Studying query reformulation strategies in search logs


Extended Abstract

Users frequently modify a previous search query in hope of retrieving better results. These modifications are called query reformulations or query refinements. Existing research has studied how web search engines can propose reformulations, but has given less attention to how people perform query reformulations. In this research, we aim to better understand how web searchers refine queries through the analysis of search logs, and form a theoretical foundation for query reformulation. Effectiveness of reformulations is measured by user click behavior.

We study users' reformulation strategies in the context of the AOL search logs [9]. We create a taxonomy of query reformulation strategies by examining and merging query reformulation types that were identified in eight search log studies [1][2][4][5][6][7][10][11], and by introducing new types. A total of 13 query reformulation types have been identified. These are: spelling correction; add words; remove words; whitespace and punctuation; abbreviation; url stripping; substring; superstring; stemming; word substitution; word reorder; form acronym; expand acronym.

To validate the reformulation types we used a set of 100 users and the queries they generated. For each user, session boundaries were manually marked. Then, the generated set of 9,091 query pairs was hand coded to determine whether the second query was a refinement of the first. Once this training task was completed we analyzed the entire set of AOL queries to identify query reformulations and to categorize them based on the eleven reformulation types. Of the 36,389,567 AOL queries the classifier identified 16,069,421 new queries, 14,861,326 same queries, and 3,411,706 reformulations which were analyzed and presented in this poster.

Analyzing query logs is popular in query reformulation research because results in a high level of realism, precision, and generalizability compared to methods such as field studies and surveys [8]. However, it lacks context and therefore we cannot be completely confident of the intent behind the queries [3]. While we cannot measure user satisfaction directly, we use metrics related to the effectiveness of a reformulation to deduce user satisfaction.

A set of metrics, including precision, recall, and accuracy, were used as indicators of effectiveness. The metrics we used are based on click behavior and help show the usage pattern and effectiveness of specific reformulations. In the analysis, we also included new and same queries for comparison. Differences between reformulation strategies were all statistically significant, thanks to the large number of events in our dataset.

A reformulation is composed of an original query and a reformulated query. For each of these queries, the user can decide to “click” or “skip” (not click) a result. Therefore, there are 4 possible click pattern pairs when interacting with the results of the original query and then the reformulated query. These click patterns are: SkipClick, ClickClick, ClickSkip, SkipSkip.

Effectiveness of query reformulations is measured by user click behavior, from the results of the initial query to those of the reformulated query. These include: click patterns as described above; same or different URL clicks; time between queries; and rank change of clicked results.

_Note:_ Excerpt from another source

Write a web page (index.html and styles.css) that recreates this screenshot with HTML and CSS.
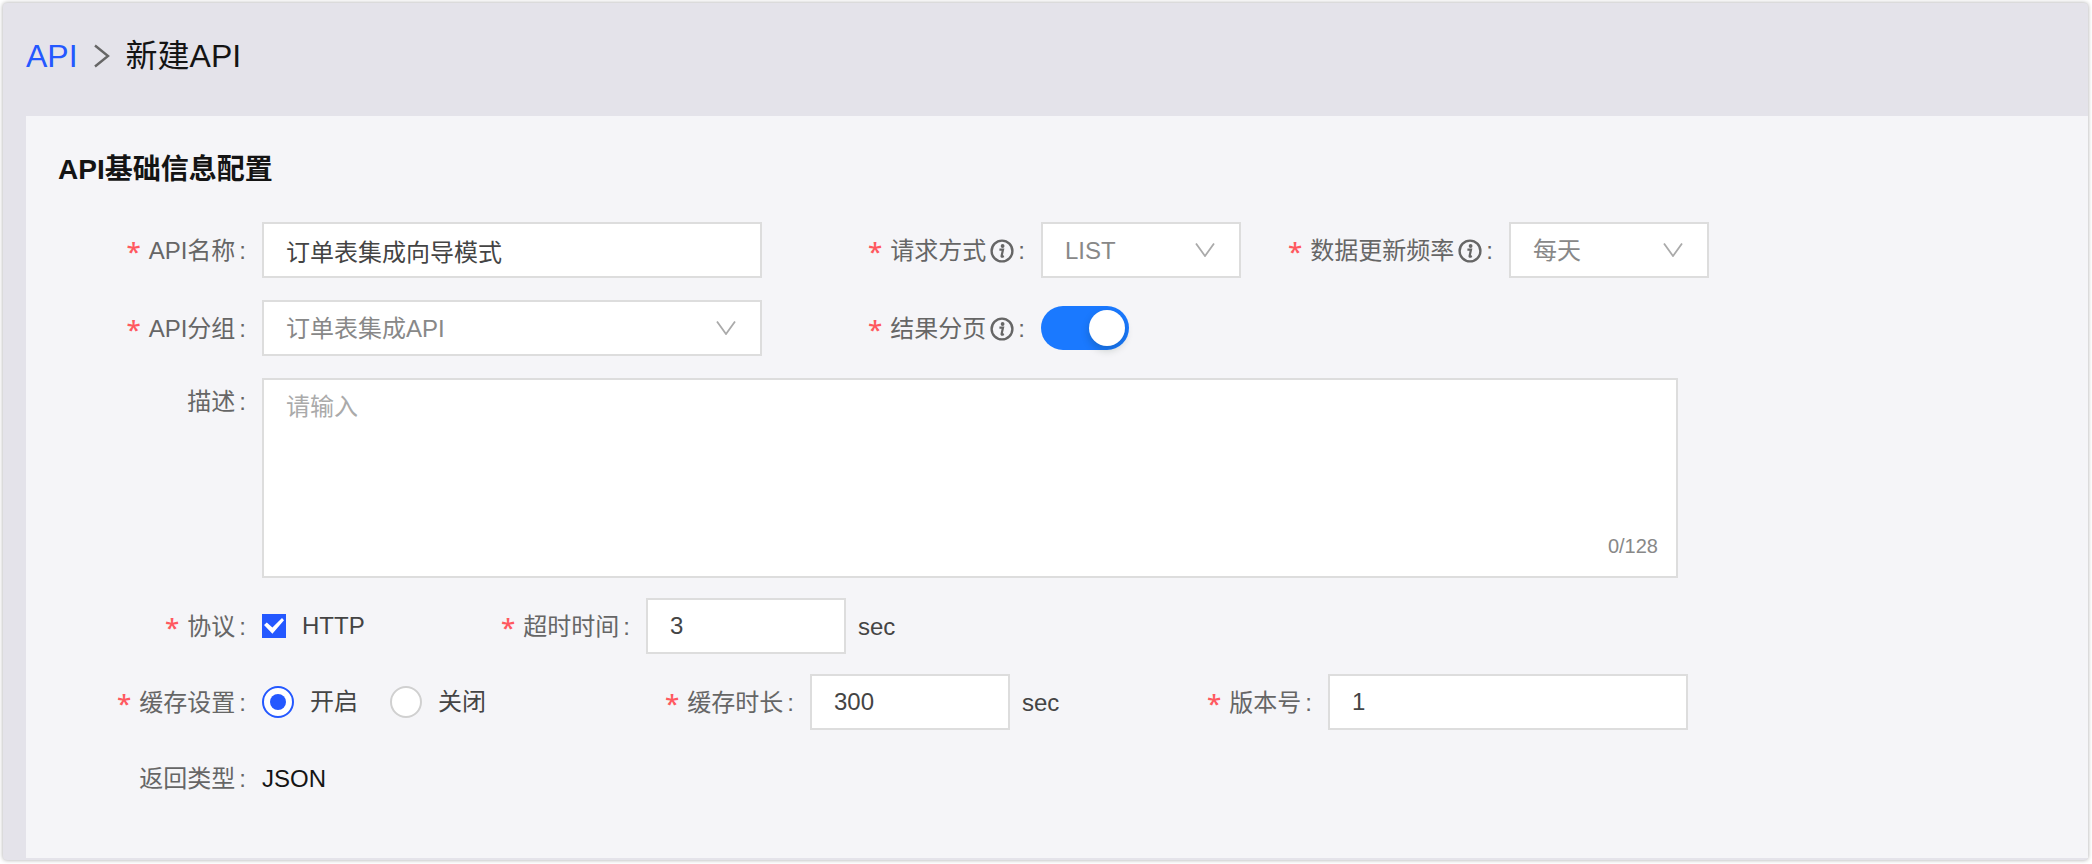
FILE: index.html
```html
<!DOCTYPE html>
<html lang="zh-CN">
<head>
<meta charset="utf-8">
<title>新建API</title>
<link rel="stylesheet" href="styles.css">
</head>
<body>
<svg class="sprite" aria-hidden="true">
  <symbol id="info" viewBox="0 0 24 24">
    <circle cx="12" cy="12" r="10.4" fill="none" stroke="currentColor" stroke-width="2.4"/>
    <circle cx="12.6" cy="7" r="1.9" fill="currentColor"/>
    <path d="M9.4 10.6h3.6l-1.4 6.4q-.2 1 .9.7l1.3-.7" fill="none" stroke="currentColor" stroke-width="2.2"/>
  </symbol>
  <symbol id="down" viewBox="0 0 20 14">
    <path d="M1 0.5L10 13L19 0.5" fill="none" stroke="currentColor" stroke-width="1.8"/>
  </symbol>
</svg>
<div class="app">
  <nav class="breadcrumb" aria-label="面包屑">
    <a href="#">API</a>
    <svg class="separator" viewBox="0 0 16 24" aria-hidden="true"><path d="M1 1.5L14 12L1 22.5" fill="none" stroke="currentColor" stroke-width="2.4"/></svg>
    <span>新建API</span>
  </nav>
  <main class="panel">
    <h1 class="title">API基础信息配置</h1>
    <form class="form">
      <div class="group">
        <div class="row row-main">
          <label class="label required" for="name">API名称<span class="colon">:</span></label>
          <input class="control" id="name" type="text" value="订单表集成向导模式">
          <label class="label required" for="method">请求方式<svg class="info"><use href="#info"/></svg><span class="colon">:</span></label>
          <div class="select">
            <select class="control" id="method"><option>LIST</option></select>
            <svg class="arrow" aria-hidden="true"><use href="#down"/></svg>
          </div>
          <label class="label required" for="freq">数据更新频率<svg class="info"><use href="#info"/></svg><span class="colon">:</span></label>
          <div class="select">
            <select class="control" id="freq"><option>每天</option></select>
            <svg class="arrow" aria-hidden="true"><use href="#down"/></svg>
          </div>
        </div>
        <div class="row row-main">
          <label class="label required" for="group">API分组<span class="colon">:</span></label>
          <div class="select">
            <select class="control" id="group"><option>订单表集成API</option></select>
            <svg class="arrow" aria-hidden="true"><use href="#down"/></svg>
          </div>
          <label class="label required" for="paging">结果分页<svg class="info"><use href="#info"/></svg><span class="colon">:</span></label>
          <input class="switch" id="paging" type="checkbox" role="switch" checked>
        </div>
        <div class="row row-desc">
          <label class="label label-top" for="desc">描述<span class="colon">:</span></label>
          <div class="area">
            <textarea class="control" id="desc" maxlength="128" placeholder="请输入"></textarea>
            <span class="count">0/128</span>
          </div>
        </div>
      </div>
      <div class="row row-protocol">
        <span class="label required">协议<span class="colon">:</span></span>
        <label class="choice"><input class="check" type="checkbox" checked>HTTP</label>
        <label class="label required" for="timeout">超时时间<span class="colon">:</span></label>
        <input class="control" id="timeout" type="text" value="3">
        <span class="unit">sec</span>
      </div>
      <div class="row row-cache">
        <span class="label required">缓存设置<span class="colon">:</span></span>
        <div class="choices">
          <label class="choice"><input class="radio" type="radio" name="cache" checked>开启</label>
          <label class="choice"><input class="radio" type="radio" name="cache">关闭</label>
        </div>
        <label class="label required" for="ttl">缓存时长<span class="colon">:</span></label>
        <input class="control" id="ttl" type="text" value="300">
        <span class="unit">sec</span>
        <label class="label required" for="version">版本号<span class="colon">:</span></label>
        <input class="control" id="version" type="text" value="1">
      </div>
      <div class="row row-desc">
        <span class="label">返回类型<span class="colon">:</span></span>
        <span class="value">JSON</span>
      </div>
    </form>
  </main>
</div>
</body>
</html>
```
FILE: styles.css
```css
* {
  box-sizing: border-box;
}

body {
  margin: 0;
  padding: 3px 4px 4px 3px;
  background: #fff;
  color: #444;
  font: 24px/36px "Liberation Sans", "Noto Sans CJK SC", sans-serif;
}

.sprite {
  display: none;
}

.app {
  display: flex;
  flex-direction: column;
  min-height: calc(100vh - 7px);
  padding: 0 0 2px 23px;
  border-radius: 4px;
  background: #e4e3ea;
  box-shadow: 0 0 4px rgba(0, 0, 0, 0.35);
}

.breadcrumb {
  display: flex;
  align-items: center;
  gap: 16px;
  height: 113px;
  padding-bottom: 8px;
  color: #141414;
  font-size: 32px;
  line-height: 48px;
}

.breadcrumb a {
  color: #2458ff;
  text-decoration: none;
}

.separator {
  width: 16px;
  height: 24px;
  color: #666;
}

.panel {
  flex: 1;
  padding: 32px;
  background: #f5f5f8;
}

.title {
  margin: 0 0 30px;
  color: #141414;
  font-size: 28px;
  font-weight: 700;
  line-height: 44px;
}

.form,
.group {
  display: flex;
  flex-direction: column;
  gap: 20px;
}

.group {
  gap: 22px;
}

.row {
  display: grid;
  align-items: center;
  min-height: 56px;
}

.row-main {
  grid-template-columns: 204px 500fr 279px 200fr 268px 200fr 347fr;
}

.row-desc {
  grid-template-columns: 204px 1416fr 378fr;
}

.row-protocol {
  grid-template-columns: 204px 180fr 204px 200fr 1210fr;
}

.row-cache {
  grid-template-columns: 204px 344fr 204px 200fr 114fr 204px 360fr 368fr;
}

.label {
  display: flex;
  align-items: center;
  justify-content: flex-end;
  color: #666;
  white-space: nowrap;
}

.label,
.unit,
.value {
  padding-top: 2px;
}

.label-top {
  align-self: start;
  line-height: 44px;
}

.required::before {
  content: "*";
  margin-right: 8px;
  color: #ff5960;
  font-family: "Noto Sans", sans-serif;
  font-size: 26px;
  font-weight: 500;
}

.info {
  width: 24px;
  height: 24px;
  margin-left: 4px;
}

.colon {
  margin: 0 16px 0 4px;
}

.control {
  display: block;
  width: 100%;
  min-width: 0;
  height: 56px;
  margin: 0;
  padding: 0 22px;
  border: 2px solid #ddd;
  border-radius: 0;
  outline: 0;
  background: #fff;
  color: #444;
  font: inherit;
  appearance: none;
}

.select,
.area {
  position: relative;
}

.select .control {
  padding-top: 2px;
  color: #888;
}

.arrow {
  position: absolute;
  top: 21px;
  right: 26px;
  width: 20px;
  height: 14px;
  color: #aaa;
  pointer-events: none;
}

.area .control {
  height: 200px;
  padding: 9px 22px;
  resize: none;
}

.area .control::placeholder {
  color: #aaa;
}

.count {
  position: absolute;
  right: 20px;
  bottom: 18px;
  color: #888;
  font-size: 20px;
  line-height: 28px;
}

.switch {
  display: flex;
  align-items: center;
  justify-content: flex-end;
  width: 88px;
  height: 44px;
  margin: 0;
  padding: 4px;
  border-radius: 22px;
  background: #1a79ff;
  appearance: none;
}

.switch::before {
  content: "";
  width: 36px;
  height: 36px;
  border-radius: 50%;
  background: #fff;
  box-shadow: 0 4px 8px rgba(0, 35, 11, 0.2);
}

.choices {
  display: flex;
  gap: 32px;
}

.choice {
  display: flex;
  align-items: center;
  gap: 16px;
  white-space: nowrap;
}

.check,
.radio {
  display: grid;
  flex: none;
  place-items: center;
  margin: 0;
  appearance: none;
}

.check {
  width: 24px;
  height: 24px;
  background: #2458ff;
}

.check::before {
  content: "";
  width: 20px;
  height: 16px;
  background: #fff;
  clip-path: polygon(0 44%, 14% 28%, 42% 60%, 90% 0, 100% 14%, 42% 98%);
}

.radio {
  width: 32px;
  height: 32px;
  border: 2px solid #d0d0d0;
  border-radius: 50%;
  background: #fff;
}

.radio:checked {
  border-color: #2458ff;
}

.radio:checked::before {
  content: "";
  width: 16px;
  height: 16px;
  border-radius: 50%;
  background: #2458ff;
}

.unit {
  padding-left: 12px;
}

.value {
  color: #141414;
}
```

The results show that most reformulations positively affect these metrics as expected. Certain reformulation strategies, like add/remove words, word substitution, acronym expansion, and spelling correction, result in higher ranked unique clicks. On the other hand, users often don't select any results or click the same result as their previous query when forming acronyms and reordering words. Perhaps the most surprising finding is that some reformulations are better suited to helping users when the current results are already fruitful, while other reformulations are more effective when the results are lacking.

This contribution will help our understanding of users and inform designs that improve search interaction, such as interfaces supporting query reformulation assistance and personalized interaction.